In fact, the committee said, these considerations have become more relevant as more law offices and legal departments of firm convert to “paperless” file storage.
That duty, however, the committee said, does not mean lawyers have to offer an absolute guarantee that a computer system will be invulnerable to unauthorized access. Instead, it concluded lawyers are required to “exercise sound professional judgment” on what steps are necessary to secure against “foreseeable attempts at unauthorized access.”
But the panel said what constitutes that “sound professional judgment” is not necessarily based on a judgment that an attorney would reach about what is and is not secure.
“It is also important that lawyers recognize their own competence limitations regarding computer security measures,” the opinion states.
That requires them to take the necessary time and energy to become competent — or consult available experts in the field.

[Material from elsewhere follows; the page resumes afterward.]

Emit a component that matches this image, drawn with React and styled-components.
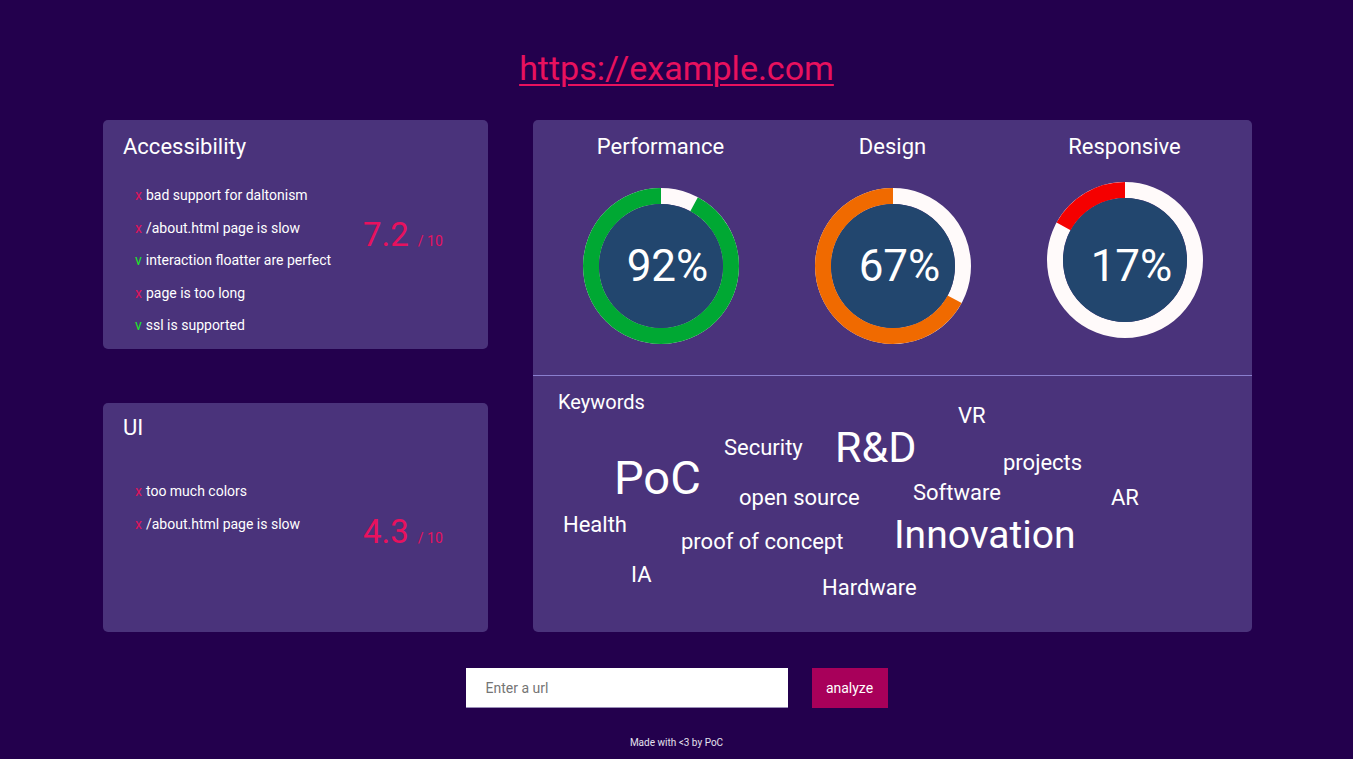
import React from 'react';
import styled, { createGlobalStyle } from 'styled-components';

const GlobalStyle = createGlobalStyle`
    html, body {
        margin: 0;
        padding: 0;
        background: #23004d;
        font-family: Roboto, "Liberation Sans", sans-serif;
        color: #ffffff;
    }
`;

const Page = styled.div`
    height: 759px;
    box-sizing: border-box;
    overflow: hidden;
    padding-top: 48px;
    display: flex;
    flex-direction: column;
    align-items: center;
`;

const SiteLink = styled.a`
    font-size: 34px;
    line-height: 40px;
    color: #e8115e;
    text-decoration: underline;
    text-underline-offset: 4px;
    text-decoration-thickness: 2px;
`;

const Main = styled.main`
    margin-top: 32px;
    margin-left: 2px;
    display: grid;
    grid-template-columns: 385px 719px;
    gap: 45px;
`;

const Column = styled.div`
    display: flex;
    flex-direction: column;
    gap: 54px;
`;

const Card = styled.section`
    background: #4a337b;
    border-radius: 5px;
    height: ${(p) => p.height}px;
    box-sizing: border-box;
`;

const ScoreCard = styled(Card)`
    padding: ${(p) => p.pad}px 20px 0 20px;
`;

const CardTitle = styled.h2`
    margin: 0;
    font-size: 22px;
    font-weight: 400;
    line-height: 26px;
`;

const CardBody = styled.div`
    display: flex;
    margin-top: ${(p) => p.offset}px;
    padding-left: 12px;
`;

const List = styled.ul`
    list-style: none;
    margin: 0;
    padding: 0;
    width: 228px;
`;

const Item = styled.li`
    font-size: 14px;
    line-height: 32.5px;
    white-space: nowrap;
`;

const Mark = styled.span`
    color: ${(p) => (p.ok ? '#1ee82a' : '#e0135c')};
    margin-right: 4px;
`;

const Score = styled.div`
    margin-top: ${(p) => p.drop}px;
    color: #e8115e;
    display: flex;
    align-items: baseline;
    height: 40px;
`;

const ScoreValue = styled.span`
    font-size: 33px;
    line-height: 40px;
`;

const ScoreMax = styled.span`
    font-size: 14px;
    margin-left: 9px;
`;

const RightCard = styled(Card)`
    display: flex;
    flex-direction: column;
`;

const Gauges = styled.div`
    display: flex;
    justify-content: center;
    height: 255px;
    border-bottom: 1px solid #8a7fcf;
`;

const GaugeCol = styled.div`
    width: 232px;
    display: flex;
    flex-direction: column;
    align-items: center;
    padding-top: 14px;
`;

const GaugeTitle = styled.h3`
    margin: 0;
    font-size: 22px;
    font-weight: 400;
    line-height: 26px;
`;

const Dial = styled.div`
    position: relative;
    width: 156px;
    height: 156px;
    margin-top: ${(p) => 28 - p.lift}px;
`;

const DialText = styled.div`
    position: absolute;
    inset: 0;
    display: flex;
    align-items: center;
    justify-content: center;
    padding-left: 14px;
    padding-top: ${(p) => p.lift * 2}px;
    font-size: 44px;
    font-weight: 400;
`;

const Keywords = styled.div`
    position: relative;
    flex: 1;
    padding: 14px 25px;
`;

const KeywordsTitle = styled.h3`
    margin: 0;
    font-size: 20px;
    font-weight: 400;
    line-height: 24px;
`;

const Word = styled.span`
    position: absolute;
    left: ${(p) => p.x}px;
    top: ${(p) => p.y}px;
    font-size: ${(p) => p.size}px;
    line-height: 1;
    white-space: nowrap;
`;

const Form = styled.form`
    margin-top: 36px;
    display: flex;
    gap: 24px;
`;

const UrlInput = styled.input`
    width: 322px;
    height: 40px;
    box-sizing: border-box;
    border: none;
    border-bottom: 1px solid #9a8fb8;
    padding: 0 20px;
    font-family: Roboto, "Liberation Sans", sans-serif;
    font-size: 14px;
    color: #333;
    outline: none;

    &::placeholder {
        color: #757575;
    }
`;

const AnalyzeButton = styled.button`
    width: 76px;
    height: 40px;
    border: none;
    background: #a8005a;
    color: #fff;
    font-family: Roboto, "Liberation Sans", sans-serif;
    font-size: 14px;
    padding: 0;
`;

const Footer = styled.footer`
    margin-top: 28px;
    font-size: 10px;
    line-height: 14px;
    color: #e4e0ee;
`;

const accessibility = [
    { ok: false, text: 'bad support for daltonism' },
    { ok: false, text: '/about.html page is slow' },
    { ok: true, text: 'interaction floatter are perfect' },
    { ok: false, text: 'page is too long' },
    { ok: true, text: 'ssl is supported' },
];

const ui = [
    { ok: false, text: 'too much colors' },
    { ok: false, text: '/about.html page is slow' },
];

const gauges = [
    { title: 'Performance', value: 92, color: '#00a833', lift: 0 },
    { title: 'Design', value: 67, color: '#f06a00', lift: 0 },
    { title: 'Responsive', value: 17, color: '#f50000', lift: 6 },
];

const words = [
    { text: 'VR', x: 425, y: 29, size: 22 },
    { text: 'Security', x: 191, y: 61, size: 22 },
    { text: 'R&D', x: 302, y: 50, size: 43 },
    { text: 'PoC', x: 81, y: 78, size: 47 },
    { text: 'projects', x: 470, y: 76, size: 22 },
    { text: 'open source', x: 206, y: 111, size: 22 },
    { text: 'Software', x: 380, y: 106, size: 22 },
    { text: 'AR', x: 578, y: 111, size: 22 },
    { text: 'Health', x: 30, y: 138, size: 22 },
    { text: 'Innovation', x: 361, y: 140, size: 39 },
    { text: 'proof of concept', x: 148, y: 155, size: 22 },
    { text: 'IA', x: 98, y: 188, size: 22 },
    { text: 'Hardware', x: 289, y: 201, size: 22 },
];

const Ring = ({ value, color }) => {
    const r = 70;
    const c = 2 * Math.PI * r;
    const len = (c * value) / 100;
    return (
        <svg width="156" height="156" viewBox="0 0 156 156">
            <circle cx="78" cy="78" r={r} fill="none" stroke="#fffafa" strokeWidth="16" />
            <circle
                cx="78"
                cy="78"
                r={r}
                fill="none"
                stroke={color}
                strokeWidth="16"
                strokeDasharray={`${len} ${c}`}
                transform="rotate(-90 78 78) scale(1 -1) translate(0 -156)"
            />
            <circle cx="78" cy="78" r="62" fill="#22466e" />
        </svg>
    );
};

const ScoreBlock = ({ title, items, score, pad, offset, drop }) => (
    <ScoreCard height={229} pad={pad}>
        <CardTitle>{title}</CardTitle>
        <CardBody offset={offset}>
            <List>
                {items.map((v, i) => (
                    <Item key={i}>
                        <Mark ok={v.ok}>{v.ok ? 'v' : 'x'}</Mark>
                        {v.text}
                    </Item>
                ))}
            </List>
            <Score drop={drop}>
                <ScoreValue>{score}</ScoreValue>
                <ScoreMax>/ 10</ScoreMax>
            </Score>
        </CardBody>
    </ScoreCard>
);

const App = () => (
    <>
        <GlobalStyle />
        <Page>
            <SiteLink href="#">https://example.com</SiteLink>
            <Main>
                <Column>
                    <ScoreBlock
                        title="Accessibility"
                        items={accessibility}
                        score="7.2"
                        pad={14}
                        offset={19}
                        drop={36}
                    />
                    <ScoreBlock title="UI" items={ui} score="4.3" pad={12} offset={34} drop={37} />
                </Column>
                <RightCard height={512}>
                    <Gauges>
                        {gauges.map((g) => (
                            <GaugeCol key={g.title}>
                                <GaugeTitle>{g.title}</GaugeTitle>
                                <Dial lift={g.lift}>
                                    <Ring value={g.value} color={g.color} />
                                    <DialText lift={g.lift}>{g.value}%</DialText>
                                </Dial>
                            </GaugeCol>
                        ))}
                    </Gauges>
                    <Keywords>
                        <KeywordsTitle>Keywords</KeywordsTitle>
                        {words.map((w) => (
                            <Word key={w.text} x={w.x} y={w.y} size={w.size}>
                                {w.text}
                            </Word>
                        ))}
                    </Keywords>
                </RightCard>
            </Main>
            <Form onSubmit={(e) => e.preventDefault()}>
                <UrlInput placeholder="Enter a url" />
                <AnalyzeButton type="submit">analyze</AnalyzeButton>
            </Form>
            <Footer>Made with &lt;3 by PoC</Footer>
        </Page>
    </>
);

export default App;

Looking specifically at this request, the committee said what the attorney here is proposing meets the current state of the art.
First, the lawyer is having the files protected by a Secure Socket Layer server, which encodes documents, making it difficult for third parties to intercept or read them.
Second, the plan is to assign unique randomly generated alpha-numeric names and passwords to each online client folder. And that folder name, even if someone could read it, would contain no information that could identify the client to which it belongs.
Finally, the documents would be converted to Adobe PDF formats and protected with another randomly generated password.
While providing its blessing for what the attorney wants to do now, the panel said that doesn’t mean the precautions being taken will forever be enough.
“As technology advances occur, lawyers should periodically review security measures in place to ensure that they still reasonably protect the security and confidentiality of the clients documents and information,” the opinion states.